I’ve never been that big a fan of Elton John; he emerged just before David Bowie and I had a bit of resentment that John stayed in the closet as long as he did while Bowie came out as Bisexual – and his career suffered from it in the less tolerant early 1970’s. Certainly no one alive in the 1970’s would have guessed that Bowie would end up in a long-term relationship with a woman (his second wife, the supermodel Iman) and John in a long-term relationship with a man (his husband, filmmaker David Furnish). At the same time I remember getting particularly resentful about a PBS-TV documentary about John Denver that proclaimed him the most popular singer-songwriter of the 1970’s. I talked back to the TV and said, “Does the name ‘Elton John’ mean anything to you?” I’ve long thought that what made Elton John a great star wasn’t so much his voice as the sheer quality of his songs; at its best his voice was serviceable, with a nice falsetto (that’s long since deserted him, making some of his biggest hits, like “Rocket Man,” “Tiny Dancer,” and “Bennie and the Jets” – the last two of which he performed here – quite problematical), but it served as a vehicle for some of the finest pop-rock songs ever written. John himself is quite proud of Who Believes in Angels?, the album that came out of the joint three-week sessions with Carlile. On his Web site he’s quoted as saying, “This record was one of the toughest I’ve ever made, but it was also one of the greatest musical experiences of my life.
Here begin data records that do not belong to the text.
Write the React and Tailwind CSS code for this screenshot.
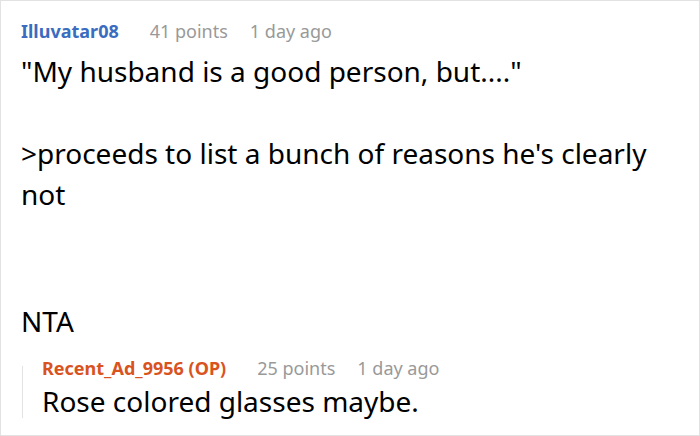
import React from 'react';

const font = { fontFamily: '"Noto Sans", "Open Sans", sans-serif' };

function Meta({ name, nameClass, points }) {
  return (
    <div className="flex items-baseline text-[18px] leading-[24px]">
      <span className={`font-bold ${nameClass}`}>{name}</span>
      <span className="ml-[31px] text-[#999999]">{points} points</span>
      <span className="ml-[22px] text-[#999999]">1 day ago</span>
    </div>
  );
}

export default function App() {
  return (
    <div style={font} className="w-[700px] h-[436px] bg-white border border-[#e2e2e2] overflow-hidden">
      <div className="pl-[20px] pr-[20px] pt-[18px]">
        <Meta name="Illuvatar08" nameClass="text-[#3a6cbf]" points="41" />
        <div className="mt-[8px] text-[28px] leading-[41px] text-black">
          <p>"My husband is a good person, but...."</p>
          <p className="mt-[41px]">&gt;proceeds to list a bunch of reasons he's clearly not</p>
          <p className="mt-[86px]">NTA</p>
        </div>
        <div className="mt-[14px] flex">
          <div className="w-px bg-[#e2e2e2] mt-[10px] mb-[2px] ml-[1px]" />
          <div className="pl-[19px]">
            <Meta name="Recent_Ad_9956 (OP)" nameClass="text-[#d9531e]" points="25" />
            <div className="mt-[2px] text-[28px] leading-[38px] text-black">Rose colored glasses maybe.</div>
          </div>
        </div>
      </div>
    </div>
  );
}
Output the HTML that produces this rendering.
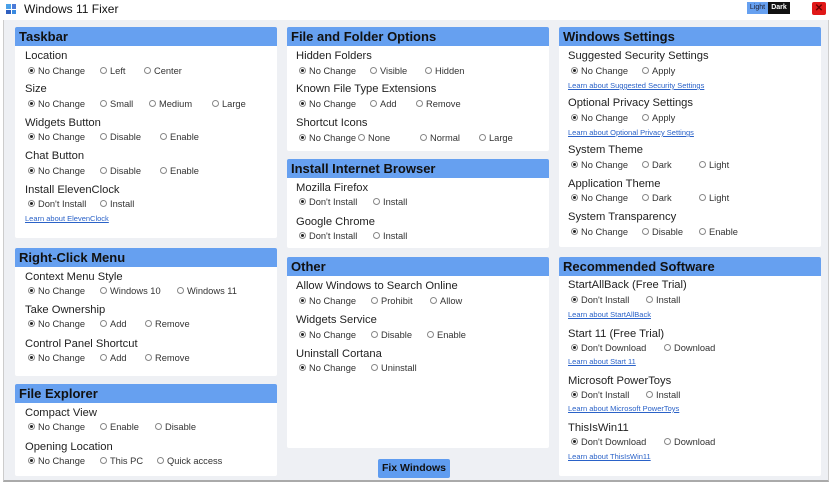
<!DOCTYPE html>
<html><head><meta charset="utf-8"><style>
*{margin:0;padding:0;box-sizing:border-box}
body{width:836px;height:484px;overflow:hidden;background:#fff;font-family:"Liberation Sans",sans-serif;position:relative;color:#111}
.win{position:absolute;left:3px;top:20px;width:826px;height:462px;background:#eef0f4;border-left:1px solid #ccc;border-right:1px solid #ccc;border-bottom:2px solid #aaa}
.p{position:absolute;background:#fff;border-radius:2px}
.h{position:absolute;left:0;right:0;top:0;height:19px;background:#66a0f0;font-weight:bold;font-size:13px;line-height:19px;padding-left:4px;color:#111;border-radius:2px 2px 0 0}
.t{position:absolute;white-space:nowrap;line-height:14px}
.l{font-size:11.2px;color:#222}
.o{font-size:9.3px;color:#333;padding-left:10px}
.o::before{content:"";position:absolute;left:0;top:3px;width:7px;height:7px;border:1px solid #888;border-radius:50%;box-sizing:border-box}
.o.s::after{content:"";position:absolute;left:2px;top:5px;width:3px;height:3px;background:#222;border-radius:50%}
.a{font-size:7.5px;color:#2a62c8;text-decoration:underline}
</style></head><body>
<div style="position:absolute;left:6px;top:4px;width:5px;height:5px;background:#4aa0e8"></div>
<div style="position:absolute;left:12px;top:4px;width:4px;height:5px;background:#4a7ad8"></div>
<div style="position:absolute;left:6px;top:10px;width:5px;height:4px;background:#3060c0"></div>
<div style="position:absolute;left:12px;top:10px;width:4px;height:4px;background:#3a8ae0"></div>
<div class="t" style="left:24px;top:1px;font-size:12px;line-height:16px">Windows 11 Fixer</div>
<div style="position:absolute;left:747px;top:2px;width:21px;height:12px;background:#66a0f0;font-size:7px;line-height:12px;text-align:center;color:#223">Light</div>
<div style="position:absolute;left:768px;top:2px;width:22px;height:12px;background:#111;font-size:7px;line-height:12px;text-align:center;color:#fff;font-weight:bold">Dark</div>
<div style="position:absolute;left:812px;top:2px;width:14px;height:13px;background:#e01818;border-radius:2px;font-size:10px;line-height:13px;text-align:center;color:#600;font-weight:bold">✕</div>
<div class="win"></div>

<div class="p" style="left:15px;top:27px;width:262px;height:211px"><div class="h">Taskbar</div></div>
<div class="p" style="left:15px;top:248px;width:262px;height:128px"><div class="h">Right-Click Menu</div></div>
<div class="p" style="left:15px;top:384px;width:262px;height:92px"><div class="h">File Explorer</div></div>
<div class="p" style="left:287px;top:27px;width:262px;height:124px"><div class="h">File and Folder Options</div></div>
<div class="p" style="left:287px;top:159px;width:262px;height:89px"><div class="h">Install Internet Browser</div></div>
<div class="p" style="left:287px;top:257px;width:262px;height:191px"><div class="h">Other</div></div>
<div class="p" style="left:559px;top:27px;width:262px;height:220px"><div class="h">Windows Settings</div></div>
<div class="p" style="left:559px;top:257px;width:262px;height:219px"><div class="h">Recommended Software</div></div>

<div style="position:absolute;left:378px;top:459px;width:72px;height:19px;background:#5f9cf0;border-radius:2px;font-size:10.5px;font-weight:bold;line-height:19px;text-align:center">Fix Windows</div>

<div class="t l" style="left:25px;top:49px">Location</div>
<div class="t o s" style="left:28px;top:64px">No Change</div><div class="t o" style="left:100px;top:64px">Left</div><div class="t o" style="left:144px;top:64px">Center</div>
<div class="t l" style="left:25px;top:82px">Size</div>
<div class="t o s" style="left:28px;top:97px">No Change</div><div class="t o" style="left:100px;top:97px">Small</div><div class="t o" style="left:149px;top:97px">Medium</div><div class="t o" style="left:212px;top:97px">Large</div>
<div class="t l" style="left:25px;top:116px">Widgets Button</div>
<div class="t o s" style="left:28px;top:130px">No Change</div><div class="t o" style="left:100px;top:130px">Disable</div><div class="t o" style="left:160px;top:130px">Enable</div>
<div class="t l" style="left:25px;top:149px">Chat Button</div>
<div class="t o s" style="left:28px;top:164px">No Change</div><div class="t o" style="left:100px;top:164px">Disable</div><div class="t o" style="left:160px;top:164px">Enable</div>
<div class="t l" style="left:25px;top:183px">Install ElevenClock</div>
<div class="t o s" style="left:28px;top:197px">Don't Install</div><div class="t o" style="left:100px;top:197px">Install</div>
<div class="t a" style="left:25px;top:212px">Learn about ElevenClock</div>

<div class="t l" style="left:25px;top:270px">Context Menu Style</div>
<div class="t o s" style="left:28px;top:284px">No Change</div><div class="t o" style="left:100px;top:284px">Windows 10</div><div class="t o" style="left:177px;top:284px">Windows 11</div>
<div class="t l" style="left:25px;top:303px">Take Ownership</div>
<div class="t o s" style="left:28px;top:317px">No Change</div><div class="t o" style="left:100px;top:317px">Add</div><div class="t o" style="left:145px;top:317px">Remove</div>
<div class="t l" style="left:25px;top:337px">Control Panel Shortcut</div>
<div class="t o s" style="left:28px;top:351px">No Change</div><div class="t o" style="left:100px;top:351px">Add</div><div class="t o" style="left:145px;top:351px">Remove</div>

<div class="t l" style="left:25px;top:406px">Compact View</div>
<div class="t o s" style="left:28px;top:420px">No Change</div><div class="t o" style="left:100px;top:420px">Enable</div><div class="t o" style="left:155px;top:420px">Disable</div>
<div class="t l" style="left:25px;top:440px">Opening Location</div>
<div class="t o s" style="left:28px;top:454px">No Change</div><div class="t o" style="left:100px;top:454px">This PC</div><div class="t o" style="left:157px;top:454px">Quick access</div>

<div class="t l" style="left:296px;top:49px">Hidden Folders</div>
<div class="t o s" style="left:299px;top:64px">No Change</div><div class="t o" style="left:370px;top:64px">Visible</div><div class="t o" style="left:425px;top:64px">Hidden</div>
<div class="t l" style="left:296px;top:82px">Known File Type Extensions</div>
<div class="t o s" style="left:299px;top:97px">No Change</div><div class="t o" style="left:370px;top:97px">Add</div><div class="t o" style="left:416px;top:97px">Remove</div>
<div class="t l" style="left:296px;top:116px">Shortcut Icons</div>
<div class="t o s" style="left:299px;top:131px">No Change</div><div class="t o" style="left:358px;top:131px">None</div><div class="t o" style="left:420px;top:131px">Normal</div><div class="t o" style="left:479px;top:131px">Large</div>
<div class="t l" style="left:296px;top:181px">Mozilla Firefox</div>
<div class="t o s" style="left:299px;top:195px">Don't Install</div><div class="t o" style="left:373px;top:195px">Install</div>
<div class="t l" style="left:296px;top:215px">Google Chrome</div>
<div class="t o s" style="left:299px;top:229px">Don't Install</div><div class="t o" style="left:373px;top:229px">Install</div>
<div class="t l" style="left:296px;top:279px">Allow Windows to Search Online</div>
<div class="t o s" style="left:299px;top:294px">No Change</div><div class="t o" style="left:371px;top:294px">Prohibit</div><div class="t o" style="left:430px;top:294px">Allow</div>
<div class="t l" style="left:296px;top:313px">Widgets Service</div>
<div class="t o s" style="left:299px;top:328px">No Change</div><div class="t o" style="left:371px;top:328px">Disable</div><div class="t o" style="left:427px;top:328px">Enable</div>
<div class="t l" style="left:296px;top:347px">Uninstall Cortana</div>
<div class="t o s" style="left:299px;top:361px">No Change</div><div class="t o" style="left:371px;top:361px">Uninstall</div>

<div class="t l" style="left:568px;top:49px">Suggested Security Settings</div>
<div class="t o s" style="left:571px;top:64px">No Change</div><div class="t o" style="left:642px;top:64px">Apply</div>
<div class="t a" style="left:568px;top:79px">Learn about Suggested Security Settings</div>
<div class="t l" style="left:568px;top:96px">Optional Privacy Settings</div>
<div class="t o s" style="left:571px;top:111px">No Change</div><div class="t o" style="left:642px;top:111px">Apply</div>
<div class="t a" style="left:568px;top:126px">Learn about Optional Privacy Settings</div>
<div class="t l" style="left:568px;top:143px">System Theme</div>
<div class="t o s" style="left:571px;top:158px">No Change</div><div class="t o" style="left:642px;top:158px">Dark</div><div class="t o" style="left:699px;top:158px">Light</div>
<div class="t l" style="left:568px;top:177px">Application Theme</div>
<div class="t o s" style="left:571px;top:191px">No Change</div><div class="t o" style="left:642px;top:191px">Dark</div><div class="t o" style="left:699px;top:191px">Light</div>
<div class="t l" style="left:568px;top:210px">System Transparency</div>
<div class="t o s" style="left:571px;top:225px">No Change</div><div class="t o" style="left:642px;top:225px">Disable</div><div class="t o" style="left:699px;top:225px">Enable</div>

<div class="t l" style="left:568px;top:278px">StartAllBack (Free Trial)</div>
<div class="t o s" style="left:571px;top:293px">Don't Install</div><div class="t o" style="left:646px;top:293px">Install</div>
<div class="t a" style="left:568px;top:308px">Learn about StartAllBack</div>
<div class="t l" style="left:568px;top:327px">Start 11 (Free Trial)</div>
<div class="t o s" style="left:571px;top:341px">Don't Download</div><div class="t o" style="left:664px;top:341px">Download</div>
<div class="t a" style="left:568px;top:355px">Learn about Start 11</div>
<div class="t l" style="left:568px;top:374px">Microsoft PowerToys</div>
<div class="t o s" style="left:571px;top:388px">Don't Install</div><div class="t o" style="left:646px;top:388px">Install</div>
<div class="t a" style="left:568px;top:402px">Learn about Microsoft PowerToys</div>
<div class="t l" style="left:568px;top:421px">ThisIsWin11</div>
<div class="t o s" style="left:571px;top:435px">Don't Download</div><div class="t o" style="left:664px;top:435px">Download</div>
<div class="t a" style="left:568px;top:450px">Learn about ThisIsWin11</div>
</body></html>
It has given me a place where I know I can move forward. Who Believes In Angels? feels like going into another era and I’m pushing the door open to come into the future. I have everything I’ve done behind me and it’s been brilliant, amazing. But this is the new start for me. As far as I’m concerned, this is the start of my career Mark 2.”
John kicked off the London Palladium telecast with a strong version of “I’m Still Standing,” an anthem to survival and one of the best songs he’s ever written, with Carlile on guitar and backing vocal. Then they did the title song from their new joint album, “Who Believes in Angels?,” as a true duet with some of Carlile’s killer high notes. After that they performed the inevitable “Your Song” – Elton John’s breakthrough hit from 1970 and one of the worst, most sickeningly sentimental pieces of all time and one I can’t help but parody, given that it’s well known that John writes only the music for his songs and relies on someone else for the words (usually Bernie Taupin, though in the late 1970’s he used other lyricists like Gary Osborne, openly Queer “Glad to Be Gay” composer Tom Robinson, and even – on one of his greatest songs, the openly Gay “Flinstone Boy” – himself): “I hope you don’t mind/That my friend Bernie/Really wrote the words.” After that Carlile got two solo numbers of incredible range (both vocal and emotional) and power, “The Joke” and “Swing for the Fences.” They followed that with a version of “Tiny Dancer” on which John croaked an approximation of his original melody, and after that there was an unusual cover at Elton John’s request: Brandi Carlile singing “Crazy,” the all-time country classic the young Willie Nelson wrote and Patsy Cline turned into a mega-hit. Following that John with Carlile’s help did his best with “Bennie and the Jets,” one of John’s greatest songs in its original recording on the Goodbye Yellow Brick Road double LP before he lost the falsetto notes around which he built the song.
Then Carlile gave a bizarre introduction to the song “You Without Me” about the moment in which your children definitively claim their own identities and are no longer your clones. Both Carlile and John proclaimed the joys of parenthood – I’m old enough to remember when most Queer people took pride in the fact that their sexuality relieved them of the potential burdens of motherhood or fatherhood, but Carlile made a curious statement that motherhood was a surprise to her where for most Lesbians it’s well-planned. That made me wonder if, despite her public Lesbian identity, either she, her wife, or both are actually Bisexual. Likewise Elton John said that he’d want the message on his tombstone to proclaim him, not a great singer, piano player or composer, but “a great dad.” They wrapped up the 90-minute time slot with a searing version of “Don’t Let the Sun Go Down on Me” and a new John/Taupin original, a tribute to Little Richard called “Little Richard’s Bible” that centered around the clash between Richard’s true Gay (actually Bi) sexuality and his religious belief that homosexuality was a sin. (Ironically, Little Richard got much of his musical style – including the hammering piano triplets that became his trademark – from Arizona Dranes, the pianist and musical director of the African-American church in Macon, Georgia where Richard’s family, the Pennimans, regularly attended services when Richard was a child. Dranes’s recordings, including the awesome piano instrumental “Crucifixion,” were collected by the Austrian label Document Records and are available for download at https://thedocumentrecordsstore.com/product/arizona-dranes/.) An Evening with Elton John and Brandi Carlile was acceptably directed by Lisa Clare and filmed on March 26, 2025, which meant an amazingly fast 11-day post-production period before the April 6 air date, and it was a welcome program that showcased two great Queer singing stars from radically different generations.